Although she was learning a lot about the business of arts, Arpin didn’t want to settle into a desk job, so she returned to freelance illustration and began working in film as a set decorator, scenic painter and props master. Wanting to be closer to family, she eventually moved back to Ottawa and dove into her own creative work.
A fateful trip to Minnesota in 2017 to take a workshop with renowned sign painter Mike Meyer led to her passion for hand lettering and techniques such as gilded windows, in which a mix of gold leaf, gelatin and water is painted onto windows to create an eye-catching mirror-like effect.

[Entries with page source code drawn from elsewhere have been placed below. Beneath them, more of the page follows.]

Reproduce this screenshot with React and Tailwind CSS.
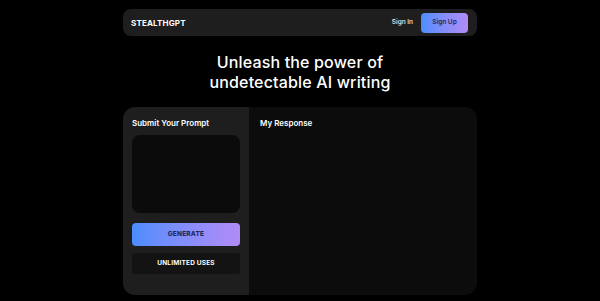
export default function App() {
  const font = { fontFamily: "Inter, 'Open Sans', sans-serif" };
  return (
    <div className="w-[600px] h-[301px] bg-black overflow-hidden flex flex-col items-center" style={font}>
      <nav className="mt-[9px] w-[354px] h-[27px] bg-[#1e1e1e] rounded-[8px] flex items-center pl-[8px] pr-[9px]">
        <span className="text-white font-bold text-[8px] tracking-[0.02em]">STEALTHGPT</span>
        <span className="ml-auto text-[#f2f2f2] text-[6.5px] font-medium">Sign In</span>
        <button className="ml-[8px] w-[47px] h-[20px] rounded-[4px] bg-gradient-to-r from-[#4a8dfd] to-[#b18bf6] text-[#1d2a5c] text-[6.5px] font-semibold">
          Sign Up
        </button>
      </nav>
      <h1 className="mt-[16px] text-white text-[16px] font-medium leading-[20px] text-center tracking-[0.01em]">
        Unleash the power of<br />undetectable AI writing
      </h1>
      <div className="mt-[15px] w-[354px] h-[188px] rounded-[12px] overflow-hidden flex">
        <div className="w-[126px] bg-[#1e1e1e] flex flex-col px-[9px] pt-[12px]">
          <div className="text-white text-[8px] font-semibold leading-[8px]">Submit Your Prompt</div>
          <div className="mt-[8px] h-[78px] bg-[#0b0b0b] rounded-[8px]"></div>
          <button className="mt-[10px] h-[23px] rounded-[4px] bg-gradient-to-r from-[#4a8dfd] to-[#b18bf6] text-[#1d2a5c] text-[6.5px] font-extrabold tracking-[0.03em]">
            GENERATE
          </button>
          <div className="mt-[7px] h-[21px] rounded-[3px] bg-[#131313] text-white text-[6.5px] font-bold tracking-[0.03em] flex items-center justify-center">
            UNLIMITED USES
          </div>
        </div>
        <div className="flex-1 bg-[#0c0c0c] pl-[11px] pt-[12px]">
          <div className="text-white text-[8px] font-semibold leading-[8px]">My Response</div>
        </div>
      </div>
    </div>
  );
}
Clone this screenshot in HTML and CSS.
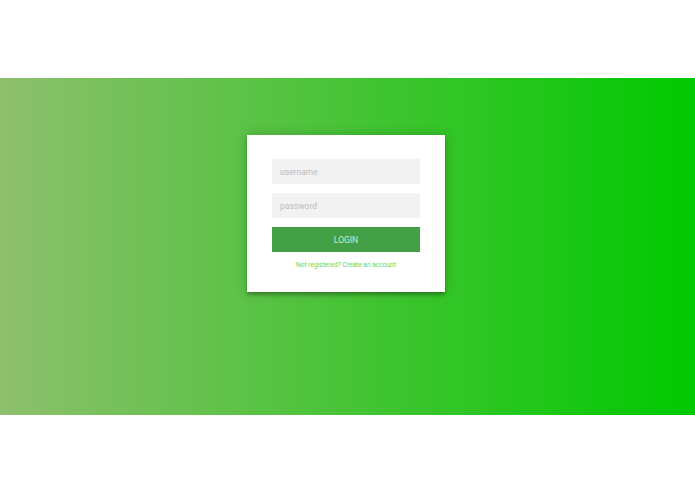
FILE: index.html
```html
<!DOCTYPE html>
<html>
<head>
<meta charset="utf-8">
<link rel="stylesheet" href="styles.css">
</head>
<body>
<div class="top"></div>
<div class="band">
  <div class="form">
    <form class="login">
      <input type="text" placeholder="username">
      <input type="password" placeholder="password">
      <button type="button">login</button>
      <p class="message">Not registered? <a href="#">Create an account</a></p>
    </form>
  </div>
</div>
</body>
</html>
```
FILE: styles.css
```css
html, body { margin: 0; padding: 0; background: #fff; }
body { font-family: Roboto, "Liberation Sans", sans-serif; }
.top { height: 78px; }
.band {
  height: 337px;
  box-sizing: border-box;
  padding: 57px 3px 0 0;
  background: linear-gradient(to right, #8ebf6d, #00c900);
}
.form {
  width: 198px;
  margin: 0 auto;
  background: #fff;
  box-sizing: border-box;
  padding: 24px 25px 23px;
  box-shadow: 0 0 11px 0 rgba(0,0,0,0.2), 0 3px 3px 0 rgba(0,0,0,0.24);
}
.login { display: flex; flex-direction: column; margin: 0; }
.login input {
  font-family: Roboto, "Liberation Sans", sans-serif;
  font-weight: 400;
  outline: 0;
  background: #f2f2f2;
  border: 0;
  margin: 0 0 9px;
  height: 25px;
  padding: 0 8px;
  box-sizing: border-box;
  width: 100%;
  font-size: 8.5px;
  color: #333;
}
.login input::placeholder { color: #bcbcbc; }
.login button {
  font-family: Roboto, "Liberation Sans", sans-serif;
  font-weight: 400;
  text-transform: uppercase;
  outline: 0;
  background: #43a047;
  border: 0;
  height: 25px;
  width: 100%;
  color: #cfe8cf;
  font-size: 8.5px;
  padding: 0;
  cursor: pointer;
}
.message {
  margin: 9px 0 0;
  color: #5ad95a;
  font-size: 6.6px;
  text-align: center;
}
.message a { color: #5ad95a; text-decoration: none; }
```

“It’s aesthetically pleasing and fits the belief system that the companies that hire me are trying to uphold,” Arpin says about bringing this look to Ottawa-area businesses.
“They’re supporting local artisans and quality signage over cheap vinyl products. It’s a local economy of businesses supporting one another.”
The connections Arpin made while working with Meyer, who she has continued to learn from, led to a meeting with Hollywood filmmaker Tim Burton in Las Vegas. Burton was struck by her work and asked her to fabricate and paint pieces for a multimedia exhibition he was working on for the city’s Neon Museum.
“That was a big turning point for me,” she says. “If Tim Burton liked the way I paint, then I needed to paint more.”
Arpin also recently illustrated a comic book written by Carleton Cultural Mediations PhD student Cara Tierney, “Phantomtits,” which tells the story of Tierney’s real-life experiences navigating the medical system as a trans person seeking surgery.
“I’ve done a lot of fascinating things,” says Arpin.
“What I do now is so different from what I studied at university, but for me everything has been cumulative, and you always benefit from having more knowledge.”